Where Is Arakan’s Revolution Moving Toward? 

When I’ve been asked if Arakan State could become a country, I’ll reply: “It will be difficult. But it is possible.”  

Arakan State has a long history of being a de facto nation and has a strong geographical location. It also has a strong literary and artistic heritage, as well as a wealth of resources and infrastructure to provide good food and services to its people. There are people in Arakan State who will be satisfied under an Arakan government and administration that can lead the people to security and development.  
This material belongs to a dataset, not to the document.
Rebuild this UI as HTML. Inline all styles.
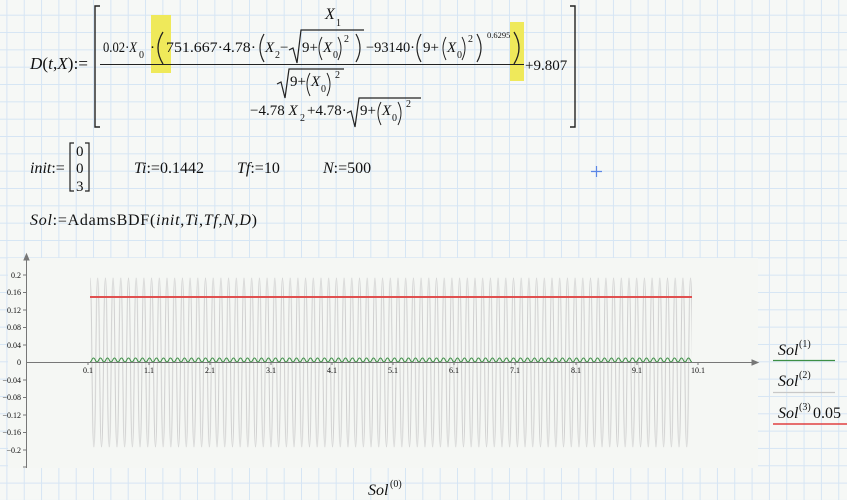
<!DOCTYPE html>
<html><head><meta charset="utf-8"><style>
html,body{margin:0;padding:0;background:#f6f8f6;}
svg{display:block;}
text{font-family:"Liberation Serif",serif;fill:#111;}
.i{font-style:italic;}
</style></head><body>
<svg width="847" height="500" viewBox="0 0 847 500" xmlns="http://www.w3.org/2000/svg">
<defs>
<pattern id="grid" x="6.4" y="14.7" width="17.33" height="17.33" patternUnits="userSpaceOnUse">
<path d="M0.5 0V17.33M0 0.5H17.33" stroke="#d6e5f4" stroke-width="1" fill="none"/>
</pattern>
<pattern id="wave" x="90" y="0" width="7.7" height="500" patternUnits="userSpaceOnUse">
<path d="M0 278 C2 278 1.85 447 3.85 447 C5.85 447 5.7 278 7.7 278" stroke="#cfcfcf" stroke-width="1" fill="none"/>
</pattern>
<pattern id="gw" x="90" y="0" width="7" height="500" patternUnits="userSpaceOnUse">
<path d="M0 362 C1.7 362 1.8 358 3.5 358 C5.2 358 5.3 362 7 362" stroke="#3d8f45" stroke-width="1" fill="none"/>
</pattern>
</defs>
<rect width="847" height="500" fill="#f6f8f6"/>
<rect width="847" height="500" fill="url(#grid)"/>

<!-- formula D -->
<text x="30" y="69" font-size="17" textLength="58" lengthAdjust="spacing"><tspan class="i">D</tspan>(<tspan class="i">t</tspan>,<tspan class="i">X</tspan>):=</text>
<path d="M100 6H95V127H100M570 6H575V127H570" stroke="#222" stroke-width="1.4" fill="none"/>
<text x="325" y="19" font-size="16" class="i">X</text><text x="336" y="26" font-size="10">1</text>
<rect x="151" y="15" width="20" height="58" fill="#efe95a"/>
<rect x="510" y="22" width="14" height="59" fill="#efe95a"/>
<text x="103" y="52" font-size="15" textLength="34" lengthAdjust="spacingAndGlyphs">0.02·<tspan class="i">X</tspan></text>
<text x="139" y="58" font-size="10">0</text>
<text x="150" y="52" font-size="15">·</text>
<path d="M163 32Q153 48 163 64" stroke="#222" stroke-width="1.3" fill="none"/>
<text x="166" y="52" font-size="15" textLength="90" lengthAdjust="spacingAndGlyphs">751.667·4.78·</text>
<path d="M264 34Q256 48 264 62" stroke="#222" stroke-width="1.2" fill="none"/>
<text x="265" y="52" font-size="15" class="i">X</text><text x="275" y="58" font-size="10">2</text>
<text x="280" y="52" font-size="15">−</text>
<path d="M289 50L293 48L297 63L301 30H364" stroke="#222" stroke-width="1.2" fill="none"/>
<text x="302" y="52" font-size="15">9+</text>
<path d="M322 37Q316 48 322 60" stroke="#222" stroke-width="1" fill="none"/>
<text x="323" y="52" font-size="15" class="i">X</text><text x="333" y="58" font-size="10">0</text>
<path d="M338 37Q344 48 338 60" stroke="#222" stroke-width="1" fill="none"/>
<text x="344" y="42" font-size="10">2</text>
<path d="M356 34Q364 48 356 62" stroke="#222" stroke-width="1.2" fill="none"/>
<text x="366" y="52" font-size="15" textLength="49" lengthAdjust="spacingAndGlyphs">−93140·</text>
<path d="M421 34Q413 48 421 62" stroke="#222" stroke-width="1.2" fill="none"/>
<text x="423" y="52" font-size="15">9+</text>
<path d="M446 37Q440 48 446 60" stroke="#222" stroke-width="1" fill="none"/>
<text x="447" y="52" font-size="15" class="i">X</text><text x="457" y="58" font-size="10">0</text>
<path d="M462 37Q468 48 462 60" stroke="#222" stroke-width="1" fill="none"/>
<text x="468" y="42" font-size="10">2</text>
<path d="M477 34Q485 48 477 62" stroke="#222" stroke-width="1.2" fill="none"/>
<text x="487" y="38" font-size="8.5">0.6295</text>
<path d="M514 32Q524 48 514 64" stroke="#222" stroke-width="1.3" fill="none"/>
<line x1="100" y1="64.5" x2="524" y2="64.5" stroke="#222" stroke-width="1"/>
<text x="525" y="70" font-size="15">+9.807</text>
<!-- denominator -->
<path d="M277 84L281 82L285 98L289 69H344" stroke="#222" stroke-width="1.2" fill="none"/>
<text x="290" y="86" font-size="15">9+</text>
<path d="M310 73Q304 84 310 96" stroke="#222" stroke-width="1" fill="none"/>
<text x="311" y="86" font-size="15" class="i">X</text><text x="321" y="92" font-size="10">0</text>
<path d="M327 73Q333 84 327 96" stroke="#222" stroke-width="1" fill="none"/>
<text x="335" y="78" font-size="10">2</text>
<!-- third row -->
<text x="250" y="115" font-size="15">−4.78 <tspan class="i">X</tspan></text>
<text x="300" y="121" font-size="10">2</text>
<text x="307" y="115" font-size="15">+4.78·</text>
<path d="M347 113L351 111L355 127L359 98H421" stroke="#222" stroke-width="1.2" fill="none"/>
<text x="360" y="115" font-size="15">9+</text>
<path d="M381 102Q375 113 381 125" stroke="#222" stroke-width="1" fill="none"/>
<text x="382" y="115" font-size="15" class="i">X</text><text x="392" y="121" font-size="10">0</text>
<path d="M398 102Q404 113 398 125" stroke="#222" stroke-width="1" fill="none"/>
<text x="406" y="107" font-size="10">2</text>

<!-- row 2 -->
<text x="30" y="173" font-size="16"><tspan class="i">init</tspan>:=</text>
<path d="M74 143H70V191H74M85 143H89V191H85" stroke="#222" stroke-width="1.2" fill="none"/>
<text x="76" y="156" font-size="15">0</text>
<text x="76" y="173" font-size="15">0</text>
<text x="76" y="191" font-size="15">3</text>
<text x="134" y="173" font-size="16"><tspan class="i">Ti</tspan>:=0.1442</text>
<text x="237" y="173" font-size="16"><tspan class="i">Tf</tspan>:=10</text>
<text x="323" y="173" font-size="16"><tspan class="i">N</tspan>:=500</text>
<path d="M591 171.5H602M596.5 166V177" stroke="#5b86e6" stroke-width="1.2"/>
<text x="30" y="225" font-size="16" textLength="227" lengthAdjust="spacing"><tspan class="i">Sol</tspan>:=AdamsBDF(<tspan class="i">init</tspan>,<tspan class="i">Ti</tspan>,<tspan class="i">Tf</tspan>,<tspan class="i">N</tspan>,<tspan class="i">D</tspan>)</text>

<!-- plot -->
<rect x="8" y="258" width="750" height="210" fill="#f5f7f4"/>
<rect x="90" y="270" width="602" height="185" fill="url(#wave)"/>
<line x1="90" y1="297" x2="692" y2="297" stroke="#e05050" stroke-width="2"/>
<rect x="90" y="355" width="602" height="10" fill="url(#gw)"/>
<g stroke="#777" stroke-width="1">
<line x1="26.5" y1="260" x2="26.5" y2="468"/>
<line x1="26" y1="362.5" x2="754" y2="362.5"/>
<path d="M24 260L26.5 254L29 260Z M752 360L758 362.5L752 365Z" fill="#777"/>
<path d="M23 275H27M23 292.5H27M23 310H27M23 327.5H27M23 345H27M23 380H27M23 397.5H27M23 415H27M23 432.5H27M23 450H27M23 467H27"/>
<path d="M88 362V365M149 362V365M210 362V365M271 362V365M332 362V365M393 362V365M454 362V365M515 362V365M576 362V365M637 362V365M698 362V365"/>
</g>
<g font-size="8" fill="#555" text-anchor="end">
<text x="21" y="278" fill="#555">0.2</text>
<text x="21" y="295" fill="#555">0.16</text>
<text x="21" y="313" fill="#555">0.12</text>
<text x="21" y="330" fill="#555">0.08</text>
<text x="21" y="348" fill="#555">0.04</text>
<text x="21" y="365" fill="#555">0</text>
<text x="21" y="383" fill="#555">−0.04</text>
<text x="21" y="400" fill="#555">−0.08</text>
<text x="21" y="418" fill="#555">−0.12</text>
<text x="21" y="435" fill="#555">−0.16</text>
<text x="21" y="453" fill="#555">−0.2</text>
</g>
<g font-size="8" text-anchor="middle">
<text x="88" y="373" fill="#555">0.1</text>
<text x="149" y="373" fill="#555">1.1</text>
<text x="210" y="373" fill="#555">2.1</text>
<text x="271" y="373" fill="#555">3.1</text>
<text x="332" y="373" fill="#555">4.1</text>
<text x="393" y="373" fill="#555">5.1</text>
<text x="454" y="373" fill="#555">6.1</text>
<text x="515" y="373" fill="#555">7.1</text>
<text x="576" y="373" fill="#555">8.1</text>
<text x="637" y="373" fill="#555">9.1</text>
<text x="698" y="373" fill="#555">10.1</text>
</g>
<text x="368" y="495" font-size="16"><tspan class="i">Sol</tspan></text>
<text x="390" y="487" font-size="10">(0)</text>
<!-- legend -->
<text x="778" y="355" font-size="16" class="i">Sol</text><text x="799" y="347" font-size="10">(1)</text>
<line x1="773" y1="360.5" x2="835" y2="360.5" stroke="#3d8f45" stroke-width="1.2"/>
<text x="778" y="386" font-size="16" class="i">Sol</text><text x="799" y="378" font-size="10">(2)</text>
<line x1="773" y1="392.5" x2="835" y2="392.5" stroke="#c8c8c8" stroke-width="1.2"/>
<text x="778" y="418" font-size="16" class="i">Sol</text><text x="799" y="410" font-size="10">(3)</text>
<text x="813" y="418" font-size="16">0.05</text>
<line x1="773" y1="424" x2="847" y2="424" stroke="#e04040" stroke-width="1.6"/>
</svg>
</body></html>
But for Arakan State, the question of how to achieve independence has become a difficult one. Fighting and territorial integrity have been achieved, and the administrative and judicial machinery is functioning well and the Arakan Army/United League of Arakan (AA/ULA) is a de facto government. This revolutionary de facto government has able to balance the Muslim crisis, which no successive de jure government has been able to deal with. If the Arakan Army occupies Arakan State and declares independence, it will have to work hard to get more votes in the UN General Assembly if the five members of the UN Security Council and the 15 permanent members of the Security Council do not object. But the process is not as easy as it sounds. 

  • If intense battles, such as those in Syria, were fought on the pathway to independence, would an alliance like that between East Timor and Australia be sought, and relied upon if secured, with a world/regional power? 
  • We must try to persuade the United Nations to differentiate between two literary cultures and two religions that have almost identical religious backgrounds.
  • If the two territories, which are closely intertwined in economics, education, religion and culture, are suddenly separated by hostility, we must do our best not to be left in the same predicament as South Sudan. 

It is possible that the chief of the Arakan Army said that the first step was to rule Arakan State with a confederate state no less than the “Wa” Self-Administered Division. That is why I have to consider the independence of Arakan State as a difficult but possible proposition.